Under this representation of the case, the Secretary is of opinion, that the reasons for not admitting the claim of the petitioner, were good and sufficient, and that no special interposition of the Legislature in his favor is advisable.5

All which is humbly submitted,

Alexander Hamilton
Secry. of the Treasy.

Copy, RG 233, Reports of the Treasury Department, 1792–1793, Vol. III, National Archives.

1Journal of the House, I description begins Journal of the House of Representatives of the United States (Washington, 1826), I. description ends , 585. The communicating letter may be found in RG 233, Reports of the Treasury Department, 1792–1793, Vol. III, National Archives.

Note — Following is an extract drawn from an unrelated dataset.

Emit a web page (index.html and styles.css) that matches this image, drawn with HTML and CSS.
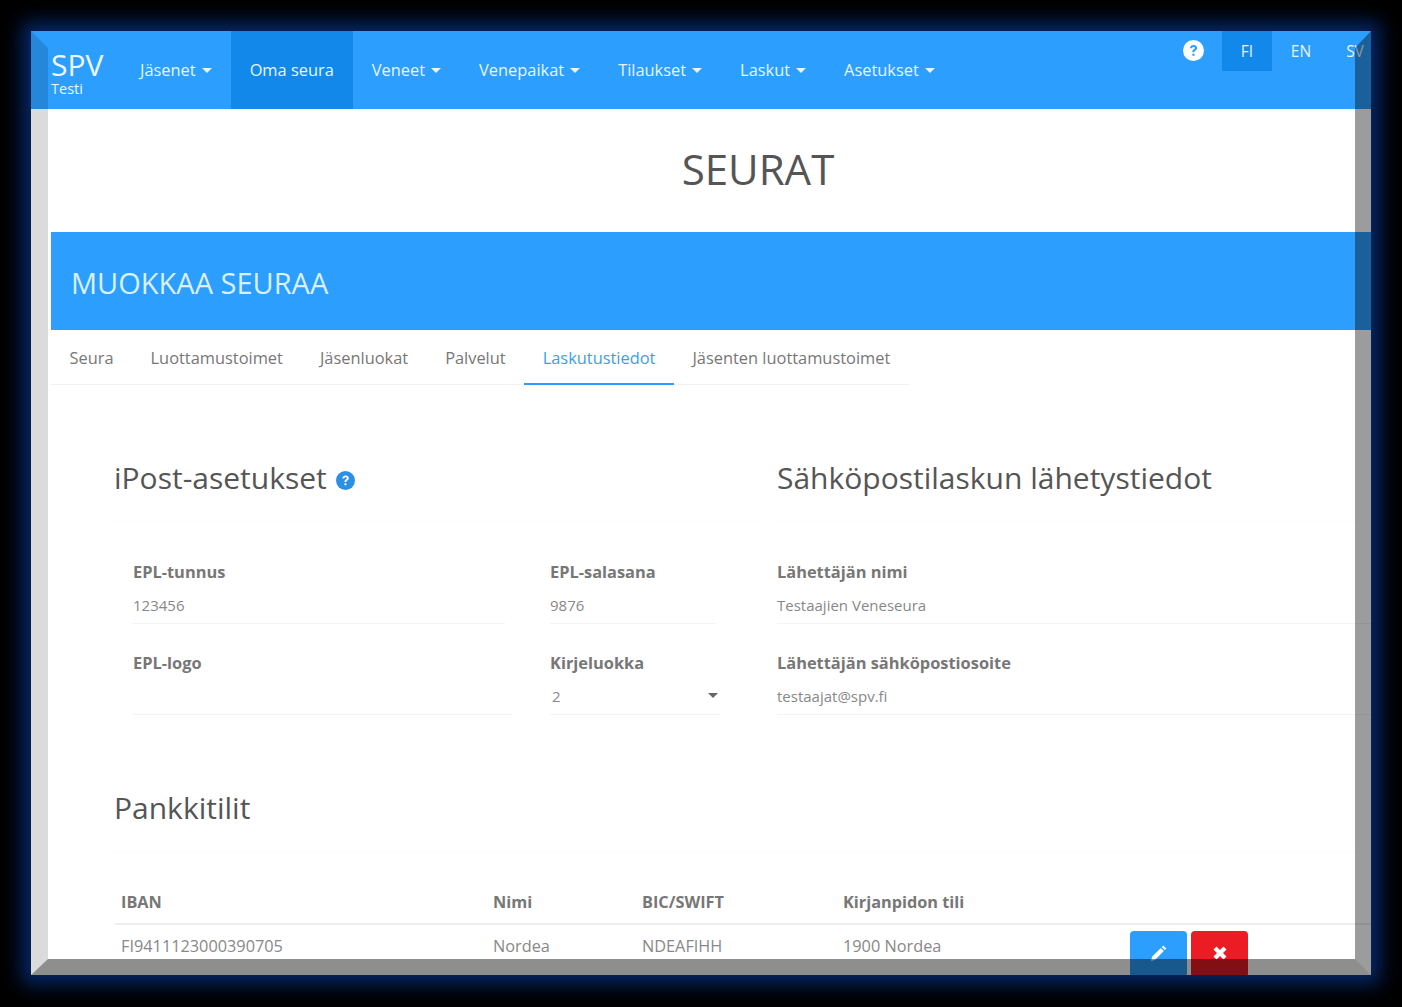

2On January 20, 1791, the House received “A petition of Robert Neill, praying relief against the determination of the Auditor and Comptroller of the Treasury on a claim which he has exhibited against the United States.…

Ordered, That the said … [petition] be referred to the Secretary of the Treasury, with instruction to examine the same, and report his opinion thereupon to the House.” (Journal of the House, I description begins Journal of the House of Representatives of the United States (Washington, 1826), I. description ends , 358.)

3H mistakenly wrote “Stevens” for “Stephen.” H is referring to Adam Stephen of Virginia, who was appointed a major general on February 19, 1777, and dismissed from the service on November 20, 1777

4Oliver Wolcott, Jr., was appointed auditor of the Treasury in September, 1789. On November 7, 1791, he succeeded Nicholas Eveleigh as comptroller of the Treasury. Eveleigh died in April, 1791.

5H’s report was received by the House on April 21, 1792. On April 24, 1792, “The House proceeded to consider the report of the Secretary of the Treasury on the petition of Robert Neil: Whereupon, Resolved, That the prayer of the petitioner, praying relief against the determination of the Auditor and Comptroller of the Treasury, on a claim which he has exhibited against the United States, cannot be granted” (Journal of the House, 586).